Sunday, October 03, 2010 (C), “What I See”

Sunday, October 23, 2011 (A), “To Finish the Journey”

Sunday, October 7, 2012 (B) – New Milford UMC this Sunday, “A Matter of Integrity”

October 25, 2011

To Finish the Journey


Here are my thoughts for the 19th Sunday after Pentecost, 23 October 2011. The Scriptures for this Sunday are Deuteronomy 34: 1 – 12, 1 Thessalonians 2: 1 – 8, and Matthew 22: 34 – 46. This has been edited since it was first posted.

Have you been following the Occupy Wall Street protests in New York City, in other cities around the country and around the globe? I will be honest; I didn’t think there were enough people in this country willing to come to New York City or elsewhere and make a statement about the way life is going in this country. And the truth be told, if the situation would allow it, Ann and I would probably be down there.

The sad part about this protest is that there are too many people who should be there but aren’t, not because they cannot be there but because they do not understand that they should be there. The issues facing this country affect each and every one of us but there are some who are either unwilling or unable to see what lies before them.

Moses climbed to the top of the mountain and glimpsed into the Promised Land knowing that he would never set foot there. Of course, no one in that first generation of Israelites who left Egypt entered either; they weren’t even given the opportunity to see the goal they had sought. For the benefit of those who aren’t aware, the people had come to the Promised Land once before and sent spies into the land. While all twelve spies returned and confirmed that the Promised Land was indeed a land of milk and honey, ten of the twelve exaggerated the power and force of the people occupying the land. While two of the twelve did report the truth about what lie in the Promised Land, the Israelites choose to believe the other ten. And for this, God punished the people for their lack of faith and rebellion. It would be another forty years before the people would be given the opportunity to complete the journey called the Exodus.

We are at, I believe, a similar place in time. We see the truth before us but we seem to fear what we see. We seem uncertain and hesitant to cross over the River Jordan into the Promised Land because we aren’t certain about what lies there. We are dominated by a mindset that says that what we have right now is better than what might lie on the other side and we are unwilling to risk what we have in hopes of a better life.

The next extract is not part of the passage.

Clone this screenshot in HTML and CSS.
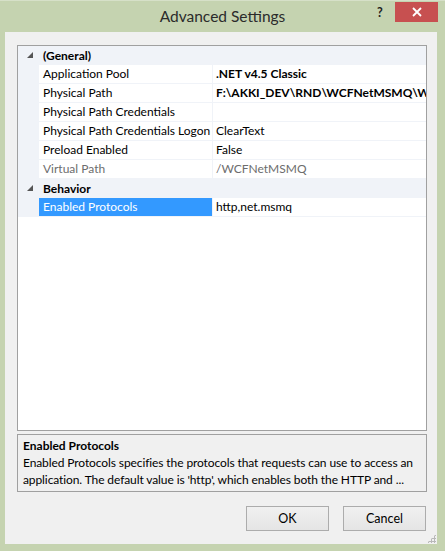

I grew up in the 60s hearing those in power proclaim that we needed to maintain the status quo even though that meant maintaining inequality in this land. And yet, that decade started off with John Kennedy pushing this country to go beyond not only the boundaries of this country but the boundaries of this planet. But as we entered into the 70s and we fought a war in Southeast Asia, the cost of exploring the universe became too great. And I can only say that I think it was our fear of failure in Viet Nam that kept us from seeking a better world. And we have kept that mentality up until this day.

Our politics have become the politics of fear and hatred. Our fear has moved us backward in time. We seem bound and determined to return this country to a time when there were only two classes, the rich and the poor. Our middle class is shrinking and will in a few years, if nothing else changes, disappear.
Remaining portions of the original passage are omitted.